# [Aim of the exercise]
Print all of the lines exactly. Any picture among them stays out.

# [Provided material]
· · · · ·

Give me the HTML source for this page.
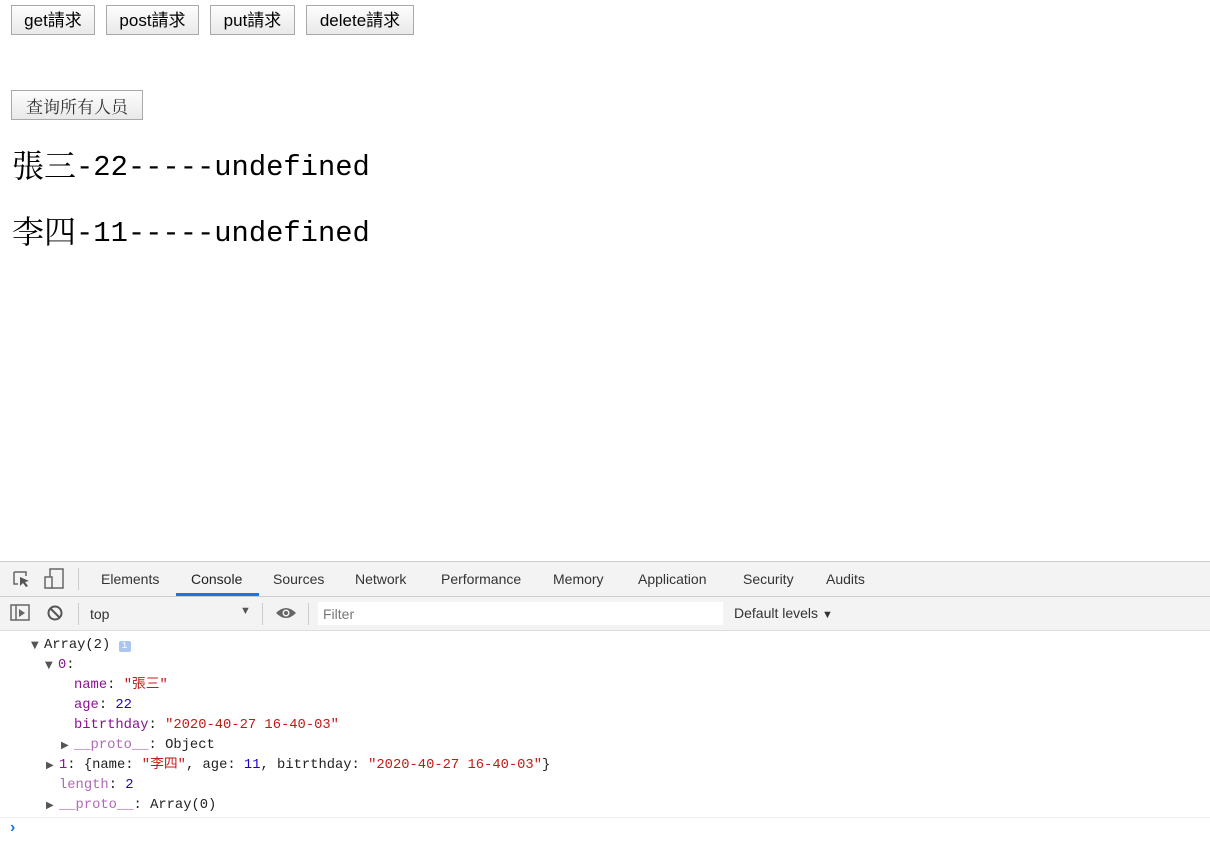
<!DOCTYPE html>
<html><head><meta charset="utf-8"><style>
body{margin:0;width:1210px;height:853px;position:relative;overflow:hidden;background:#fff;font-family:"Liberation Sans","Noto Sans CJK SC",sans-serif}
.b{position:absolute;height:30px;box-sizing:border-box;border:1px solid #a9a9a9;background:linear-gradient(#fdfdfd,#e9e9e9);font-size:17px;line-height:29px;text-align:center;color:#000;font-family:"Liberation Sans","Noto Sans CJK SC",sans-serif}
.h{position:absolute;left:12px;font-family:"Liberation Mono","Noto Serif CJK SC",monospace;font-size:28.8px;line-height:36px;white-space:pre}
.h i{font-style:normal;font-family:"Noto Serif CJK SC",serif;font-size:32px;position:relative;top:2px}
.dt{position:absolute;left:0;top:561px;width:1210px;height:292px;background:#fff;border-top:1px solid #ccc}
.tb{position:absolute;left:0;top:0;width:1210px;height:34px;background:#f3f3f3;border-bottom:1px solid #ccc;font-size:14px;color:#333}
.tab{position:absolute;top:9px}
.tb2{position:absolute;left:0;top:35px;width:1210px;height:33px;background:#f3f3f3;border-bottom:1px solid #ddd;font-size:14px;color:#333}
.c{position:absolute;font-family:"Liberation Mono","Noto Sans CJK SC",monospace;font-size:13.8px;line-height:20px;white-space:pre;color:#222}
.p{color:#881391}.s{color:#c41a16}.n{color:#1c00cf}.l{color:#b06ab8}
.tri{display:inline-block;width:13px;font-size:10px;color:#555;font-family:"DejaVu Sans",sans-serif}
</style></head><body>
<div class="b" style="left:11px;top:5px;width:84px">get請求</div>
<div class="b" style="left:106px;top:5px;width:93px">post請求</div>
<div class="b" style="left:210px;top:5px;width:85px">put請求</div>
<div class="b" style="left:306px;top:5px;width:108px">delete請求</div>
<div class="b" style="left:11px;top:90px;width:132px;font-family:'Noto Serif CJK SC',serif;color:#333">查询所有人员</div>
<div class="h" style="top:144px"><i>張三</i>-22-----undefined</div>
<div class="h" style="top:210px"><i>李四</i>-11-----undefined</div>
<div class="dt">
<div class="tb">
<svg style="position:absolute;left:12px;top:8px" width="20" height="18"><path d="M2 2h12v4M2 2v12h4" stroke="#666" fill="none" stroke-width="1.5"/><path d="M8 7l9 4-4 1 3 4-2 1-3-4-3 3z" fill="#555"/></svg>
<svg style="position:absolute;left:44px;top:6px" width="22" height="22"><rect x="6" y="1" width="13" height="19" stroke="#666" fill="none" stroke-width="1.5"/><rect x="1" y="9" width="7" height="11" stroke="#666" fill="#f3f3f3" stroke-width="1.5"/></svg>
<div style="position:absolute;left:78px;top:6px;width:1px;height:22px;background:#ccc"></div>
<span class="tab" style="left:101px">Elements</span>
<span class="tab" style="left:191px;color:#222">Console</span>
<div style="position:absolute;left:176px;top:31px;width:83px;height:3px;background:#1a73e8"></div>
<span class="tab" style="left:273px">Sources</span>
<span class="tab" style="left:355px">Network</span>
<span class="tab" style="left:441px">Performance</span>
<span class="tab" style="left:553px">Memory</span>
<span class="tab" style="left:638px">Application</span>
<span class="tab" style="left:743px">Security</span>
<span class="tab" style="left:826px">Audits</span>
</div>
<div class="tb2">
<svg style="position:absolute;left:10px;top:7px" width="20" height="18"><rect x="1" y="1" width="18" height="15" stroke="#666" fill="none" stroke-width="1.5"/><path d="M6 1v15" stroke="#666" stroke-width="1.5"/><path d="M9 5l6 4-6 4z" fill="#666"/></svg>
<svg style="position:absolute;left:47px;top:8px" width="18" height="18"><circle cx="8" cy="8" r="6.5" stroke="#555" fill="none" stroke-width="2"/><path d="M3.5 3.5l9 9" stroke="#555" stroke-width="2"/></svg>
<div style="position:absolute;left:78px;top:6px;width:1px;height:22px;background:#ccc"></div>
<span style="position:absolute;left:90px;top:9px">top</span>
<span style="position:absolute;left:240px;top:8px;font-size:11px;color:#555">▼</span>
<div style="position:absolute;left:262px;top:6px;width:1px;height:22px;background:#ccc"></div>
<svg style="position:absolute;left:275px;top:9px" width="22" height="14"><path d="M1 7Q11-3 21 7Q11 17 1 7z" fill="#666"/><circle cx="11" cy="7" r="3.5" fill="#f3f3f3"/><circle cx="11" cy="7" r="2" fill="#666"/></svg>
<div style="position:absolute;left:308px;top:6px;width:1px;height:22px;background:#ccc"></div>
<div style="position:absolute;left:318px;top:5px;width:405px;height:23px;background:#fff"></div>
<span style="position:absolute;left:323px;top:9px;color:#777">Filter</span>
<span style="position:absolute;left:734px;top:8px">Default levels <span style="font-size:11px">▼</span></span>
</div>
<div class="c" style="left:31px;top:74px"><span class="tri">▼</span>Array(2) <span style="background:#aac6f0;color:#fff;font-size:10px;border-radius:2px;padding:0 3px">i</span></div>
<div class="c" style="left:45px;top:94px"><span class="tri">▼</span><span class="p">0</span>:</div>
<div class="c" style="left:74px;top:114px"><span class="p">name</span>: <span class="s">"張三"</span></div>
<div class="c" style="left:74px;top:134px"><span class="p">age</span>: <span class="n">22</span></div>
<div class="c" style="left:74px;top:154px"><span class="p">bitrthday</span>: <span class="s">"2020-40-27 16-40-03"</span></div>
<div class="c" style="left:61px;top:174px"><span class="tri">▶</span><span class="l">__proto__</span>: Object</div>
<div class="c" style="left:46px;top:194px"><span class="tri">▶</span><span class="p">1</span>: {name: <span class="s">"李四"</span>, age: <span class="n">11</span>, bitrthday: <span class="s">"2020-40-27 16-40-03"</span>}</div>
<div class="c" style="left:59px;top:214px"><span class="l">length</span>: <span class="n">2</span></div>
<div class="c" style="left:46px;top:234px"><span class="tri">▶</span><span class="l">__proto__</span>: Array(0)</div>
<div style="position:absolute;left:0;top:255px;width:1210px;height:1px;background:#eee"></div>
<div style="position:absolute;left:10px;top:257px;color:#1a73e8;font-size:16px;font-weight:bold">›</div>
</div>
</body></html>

· · · · ·

# [Answer in full]
Give me the HTML source for this page.
<!DOCTYPE html>
<html><head><meta charset="utf-8"><style>
body{margin:0;width:1210px;height:853px;position:relative;overflow:hidden;background:#fff;font-family:"Liberation Sans","Noto Sans CJK SC",sans-serif}
.b{position:absolute;height:30px;box-sizing:border-box;border:1px solid #a9a9a9;background:linear-gradient(#fdfdfd,#e9e9e9);font-size:17px;line-height:29px;text-align:center;color:#000;font-family:"Liberation Sans","Noto Sans CJK SC",sans-serif}
.h{position:absolute;left:12px;font-family:"Liberation Mono","Noto Serif CJK SC",monospace;font-size:28.8px;line-height:36px;white-space:pre}
.h i{font-style:normal;font-family:"Noto Serif CJK SC",serif;font-size:32px;position:relative;top:2px}
.dt{position:absolute;left:0;top:561px;width:1210px;height:292px;background:#fff;border-top:1px solid #ccc}
.tb{position:absolute;left:0;top:0;width:1210px;height:34px;background:#f3f3f3;border-bottom:1px solid #ccc;font-size:14px;color:#333}
.tab{position:absolute;top:9px}
.tb2{position:absolute;left:0;top:35px;width:1210px;height:33px;background:#f3f3f3;border-bottom:1px solid #ddd;font-size:14px;color:#333}
.c{position:absolute;font-family:"Liberation Mono","Noto Sans CJK SC",monospace;font-size:13.8px;line-height:20px;white-space:pre;color:#222}
.p{color:#881391}.s{color:#c41a16}.n{color:#1c00cf}.l{color:#b06ab8}
.tri{display:inline-block;width:13px;font-size:10px;color:#555;font-family:"DejaVu Sans",sans-serif}
</style></head><body>
<div class="b" style="left:11px;top:5px;width:84px">get請求</div>
<div class="b" style="left:106px;top:5px;width:93px">post請求</div>
<div class="b" style="left:210px;top:5px;width:85px">put請求</div>
<div class="b" style="left:306px;top:5px;width:108px">delete請求</div>
<div class="b" style="left:11px;top:90px;width:132px;font-family:'Noto Serif CJK SC',serif;color:#333">查询所有人员</div>
<div class="h" style="top:144px"><i>張三</i>-22-----undefined</div>
<div class="h" style="top:210px"><i>李四</i>-11-----undefined</div>
<div class="dt">
<div class="tb">
<svg style="position:absolute;left:12px;top:8px" width="20" height="18"><path d="M2 2h12v4M2 2v12h4" stroke="#666" fill="none" stroke-width="1.5"/><path d="M8 7l9 4-4 1 3 4-2 1-3-4-3 3z" fill="#555"/></svg>
<svg style="position:absolute;left:44px;top:6px" width="22" height="22"><rect x="6" y="1" width="13" height="19" stroke="#666" fill="none" stroke-width="1.5"/><rect x="1" y="9" width="7" height="11" stroke="#666" fill="#f3f3f3" stroke-width="1.5"/></svg>
<div style="position:absolute;left:78px;top:6px;width:1px;height:22px;background:#ccc"></div>
<span class="tab" style="left:101px">Elements</span>
<span class="tab" style="left:191px;color:#222">Console</span>
<div style="position:absolute;left:176px;top:31px;width:83px;height:3px;background:#1a73e8"></div>
<span class="tab" style="left:273px">Sources</span>
<span class="tab" style="left:355px">Network</span>
<span class="tab" style="left:441px">Performance</span>
<span class="tab" style="left:553px">Memory</span>
<span class="tab" style="left:638px">Application</span>
<span class="tab" style="left:743px">Security</span>
<span class="tab" style="left:826px">Audits</span>
</div>
<div class="tb2">
<svg style="position:absolute;left:10px;top:7px" width="20" height="18"><rect x="1" y="1" width="18" height="15" stroke="#666" fill="none" stroke-width="1.5"/><path d="M6 1v15" stroke="#666" stroke-width="1.5"/><path d="M9 5l6 4-6 4z" fill="#666"/></svg>
<svg style="position:absolute;left:47px;top:8px" width="18" height="18"><circle cx="8" cy="8" r="6.5" stroke="#555" fill="none" stroke-width="2"/><path d="M3.5 3.5l9 9" stroke="#555" stroke-width="2"/></svg>
<div style="position:absolute;left:78px;top:6px;width:1px;height:22px;background:#ccc"></div>
<span style="position:absolute;left:90px;top:9px">top</span>
<span style="position:absolute;left:240px;top:8px;font-size:11px;color:#555">▼</span>
<div style="position:absolute;left:262px;top:6px;width:1px;height:22px;background:#ccc"></div>
<svg style="position:absolute;left:275px;top:9px" width="22" height="14"><path d="M1 7Q11-3 21 7Q11 17 1 7z" fill="#666"/><circle cx="11" cy="7" r="3.5" fill="#f3f3f3"/><circle cx="11" cy="7" r="2" fill="#666"/></svg>
<div style="position:absolute;left:308px;top:6px;width:1px;height:22px;background:#ccc"></div>
<div style="position:absolute;left:318px;top:5px;width:405px;height:23px;background:#fff"></div>
<span style="position:absolute;left:323px;top:9px;color:#777">Filter</span>
<span style="position:absolute;left:734px;top:8px">Default levels <span style="font-size:11px">▼</span></span>
</div>
<div class="c" style="left:31px;top:74px"><span class="tri">▼</span>Array(2) <span style="background:#aac6f0;color:#fff;font-size:10px;border-radius:2px;padding:0 3px">i</span></div>
<div class="c" style="left:45px;top:94px"><span class="tri">▼</span><span class="p">0</span>:</div>
<div class="c" style="left:74px;top:114px"><span class="p">name</span>: <span class="s">"張三"</span></div>
<div class="c" style="left:74px;top:134px"><span class="p">age</span>: <span class="n">22</span></div>
<div class="c" style="left:74px;top:154px"><span class="p">bitrthday</span>: <span class="s">"2020-40-27 16-40-03"</span></div>
<div class="c" style="left:61px;top:174px"><span class="tri">▶</span><span class="l">__proto__</span>: Object</div>
<div class="c" style="left:46px;top:194px"><span class="tri">▶</span><span class="p">1</span>: {name: <span class="s">"李四"</span>, age: <span class="n">11</span>, bitrthday: <span class="s">"2020-40-27 16-40-03"</span>}</div>
<div class="c" style="left:59px;top:214px"><span class="l">length</span>: <span class="n">2</span></div>
<div class="c" style="left:46px;top:234px"><span class="tri">▶</span><span class="l">__proto__</span>: Array(0)</div>
<div style="position:absolute;left:0;top:255px;width:1210px;height:1px;background:#eee"></div>
<div style="position:absolute;left:10px;top:257px;color:#1a73e8;font-size:16px;font-weight:bold">›</div>
</div>
</body></html>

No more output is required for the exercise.